Nurse’s Essay About Caring Employer Gains a Fan in Michael Bublé
While nurses across the globe speak out about staffing shortages, unsafe work conditions, and employers more interested in the bottom line than their staff, one Missouri nurse resident bucked the trend with an essay about her supportive healthcare system.
Monette Chiarolanza, RN
“Not many nurses can say positive things about their hospital leadership right now,” Monette Chiarolanza, RN, a nurse-in-training at University Health in Kansas City, Missouri, told Medscape Medical News.
Her essay about what makes her health system a unique place to work won the first Strive to Thrive Award from HOLLIBLU, an app that helps connect and support nurses.

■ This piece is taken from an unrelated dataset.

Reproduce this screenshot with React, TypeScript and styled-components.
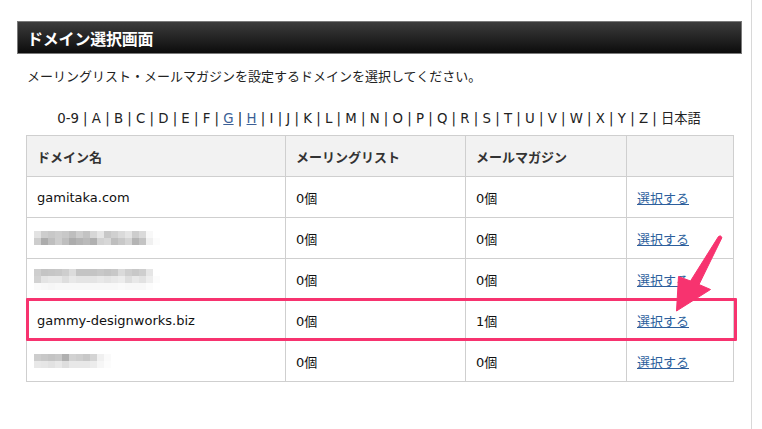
import React from "react";
import styled, { createGlobalStyle } from "styled-components";

const Global = createGlobalStyle`
  html, body { margin: 0; padding: 0; background: #fff; }
  body { font-family: "DejaVu Sans", "Noto Sans CJK JP", sans-serif; color: #222; }
`;

const Page = styled.div`
  position: relative;
  width: 752px;
  height: 429px;
  border-right: 1px solid #d8d8d8;
  box-sizing: border-box;
  padding: 21px 0 0 17px;
`;

const TitleBar = styled.div`
  width: 725px;
  height: 33px;
  box-sizing: border-box;
  border: 1px solid #7a7a7a;
  background: linear-gradient(#3c3c3c, #0c0c0c);
  display: flex;
  align-items: center;
  padding-left: 9px;
`;

const Title = styled.h1`
  margin: 0;
  font-size: 16px;
  font-weight: bold;
  color: #fff;
  letter-spacing: -0.2px;
`;

const Body = styled.div`
  padding-left: 9px;
`;

const Lead = styled.p`
  margin: 15px 0 0 1px;
  font-size: 13px;
  line-height: 16px;
  color: #222;
`;

const AlphaNav = styled.div`
  width: 706px;
  margin-top: 26px;
  text-align: center;
  font-size: 13.3px;
  line-height: 16px;
  color: #222;
`;

const NavLink = styled.a`
  color: #3b5f96;
  text-decoration: underline;
`;

const Table = styled.table`
  margin-top: 8px;
  width: 707px;
  border-collapse: collapse;
  table-layout: fixed;
  font-size: 13px;
`;

const Col = styled.col<{ w: number }>`
  width: ${(p) => p.w}px;
`;

const Th = styled.th`
  background: #f2f2f2;
  border: 1px solid #cfcfcf;
  height: 40px;
  padding: 0 0 0 10px;
  text-align: left;
  font-weight: bold;
  color: #333;
`;

const Td = styled.td`
  border: 1px solid #cfcfcf;
  height: 40px;
  padding: 0 0 0 10px;
  color: #111;
  vertical-align: middle;
`;

const SelectLink = styled.a`
  color: #2d5f9d;
  text-decoration: underline;
`;

const Highlight = styled.div`
  position: absolute;
  left: 26px;
  top: 298px;
  width: 711px;
  height: 43px;
  box-sizing: border-box;
  border: 3px solid #f7336f;
  border-radius: 1px;
  pointer-events: none;
`;

const Overlay = styled.svg`
  position: absolute;
  left: 0;
  top: 0;
  width: 762px;
  height: 429px;
  pointer-events: none;
`;

const MosaicSvg = styled.svg`
  display: block;
  margin-left: -3px;
`;

const Mosaic: React.FC<{ rows: number[][] }> = ({ rows }) => {
  const s = 7;
  const w = Math.max(...rows.map((r) => r.length)) * s;
  return (
    <MosaicSvg width={w} height={rows.length * s}>
      {rows.map((r, y) =>
        r.map((v, x) => (
          <rect key={`${x}-${y}`} x={x * s} y={y * s} width={s} height={s} fill={`rgb(${v},${v},${v})`} />
        ))
      )}
    </MosaicSvg>
  );
};

const m1 = [
  [226, 205, 200, 205, 200, 190, 205, 195, 215, 230, 200, 208, 218, 228, 205, 218, 248, 255, 255, 255],
  [205, 172, 190, 205, 190, 172, 180, 186, 176, 210, 215, 190, 200, 212, 180, 195, 240, 252, 255, 255],
];
const m2 = [
  [206, 196, 198, 200, 206, 220, 196, 196, 196, 200, 196, 200, 218, 206, 200, 206, 230, 255, 255, 255, 255],
  [210, 228, 232, 232, 222, 232, 228, 228, 228, 232, 228, 232, 236, 222, 232, 226, 238, 252, 255, 255, 255],
  [250, 248, 246, 248, 248, 248, 248, 248, 248, 248, 248, 248, 250, 248, 248, 248, 252, 255, 255, 255, 255],
];
const m3 = [
  [205, 200, 196, 200, 176, 210, 206, 200, 212, 240, 250, 255, 255, 255],
  [232, 230, 226, 232, 222, 232, 232, 232, 236, 246, 252, 255, 255, 255],
];

type Row = { name: React.ReactNode; ml: string; mm: string };

const rows: Row[] = [
  { name: "gamitaka.com", ml: "0個", mm: "0個" },
  { name: <Mosaic rows={m1} />, ml: "0個", mm: "0個" },
  { name: <Mosaic rows={m2} />, ml: "0個", mm: "0個" },
  { name: "gammy-designworks.biz", ml: "0個", mm: "1個" },
  { name: <Mosaic rows={m3} />, ml: "0個", mm: "0個" },
];

const letters = ["0-9", "A", "B", "C", "D", "E", "F", "G", "H", "I", "J", "K", "L", "M", "N", "O", "P", "Q", "R", "S", "T", "U", "V", "W", "X", "Y", "Z"];

export default function App() {
  return (
    <>
      <Global />
      <Page>
        <TitleBar>
          <Title>ドメイン選択画面</Title>
        </TitleBar>
        <Body>
          <Lead>メーリングリスト・メールマガジンを設定するドメインを選択してください。</Lead>
          <AlphaNav>
            {letters.map((l) => (
              <React.Fragment key={l}>
                {l === "G" || l === "H" ? <NavLink>{l}</NavLink> : l}
                {" | "}
              </React.Fragment>
            ))}
            日本語
          </AlphaNav>
          <Table>
            <colgroup>
              <Col w={259} />
              <Col w={180} />
              <Col w={161} />
              <Col w={107} />
            </colgroup>
            <thead>
              <tr>
                <Th>ドメイン名</Th>
                <Th>メーリングリスト</Th>
                <Th>メールマガジン</Th>
                <Th />
              </tr>
            </thead>
            <tbody>
              {rows.map((r, i) => (
                <tr key={i}>
                  <Td>{r.name}</Td>
                  <Td>{r.ml}</Td>
                  <Td>{r.mm}</Td>
                  <Td>
                    <SelectLink>選択する</SelectLink>
                  </Td>
                </tr>
              ))}
            </tbody>
          </Table>
        </Body>
        <Highlight />
        <Overlay viewBox="0 0 762 429">
          <path
            d="M718.5 236.5 Q720.5 234.8 722 237.5 L699 284.5 L710.5 289.5 L676.5 311 L678.5 276.5 L690.5 281 Z"
            fill="#f7336f"
            stroke="#f7336f"
            strokeWidth="1"
            strokeLinejoin="round"
          />
        </Overlay>
      </Page>
    </>
  );
}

The winning entry, among 20 submitted to the contest, also earned a Zoom call from entertainer Michael Bublé. A past recipient of the HOLLIBLU Hero Award, resulting from his support of frontline workers during the pandemic, Bublé recognized the nurse resident for her service.
“I thank you on behalf of every human being you’ve rescued or helped, every person who has gone through tough times or is going to go through tough times. Your selflessness has changed the world…and you inspire us to be better people,” the singer told Chiarolanza.
Chiarolanza said she was touched by Zoom call from Bublé. What she didn’t tell him at the time was how his song, “Feeling Good,” helped her through a tough period being a single mom with two children after leaving an abusive marriage.
In her winning essay, Chiarolanza cited the “amazing support” nurses receive from their executives, who have been known to help hospital staff “pick up the slack when we are overwhelmed,” from pulling linens to recording vital signs and blood sugars. “A lot of CEOs wouldn’t engage in this way,” Chiarolanza told Medscape Medical News.
She also listed as examples of support the health system’s nurse resident program, of which she is a part, its mentorship, uncompensated care, and emotional support for veteran nurses feeling burned out. Leadership shows it values staff by providing such amenities as free massages, rejuvenation rooms with healthy snacks, “and a space for nurses to write encouraging notes to one another,” Chiarolanza continued.
Chiarolanza backed up her claims of employer support in her essay with quotes from nurses, ranging from new graduates to veteran staffers.
“We are being offered critical pay incentives, and leadership is prioritizing its communication to ensure nurses know the quality and compassionate care is appreciated,” she wrote.
She admits her health system may be short staffed like others worldwide, “but they do everything they can to have safe ratios. The leaders get out on the floor and listen to us.” They also realize that ensuring staff are “mentally healthy” will help employers retain workers and provide better patient care, Chiarolanza said.
Despite the positive environment she and she and her co-workers enjoy, she recognizes it’s not easy to be a nurse elsewhere. “Nurses are upset and angry. It can become a very dark and frustrating place to be.”
Chiarolanza and HOLLIBLU hope the Strive to Thrive Award will encourage other hospitals and health systems to follow University Health’s lead. “The award is important to highlight hospitals that are doing it right,” Chiarolanza said. “Every nurse deserves to feel like we feel about our hospital.”
Cara Lunsford, HOLLIBLU founder and CEO, said that in her 15 years as a nurse, she had never heard about the type of supportive environment Chiarolanza depicted in her essay. The deciding factor in the essay selection was Chiarolanza’s statement about how the CEO and CNO helped with weekly rounds and patient care, Lunsford told Medscape. “I don’t think we have ever heard of C-suite [execs] who come down and get into the trenches with their staff.”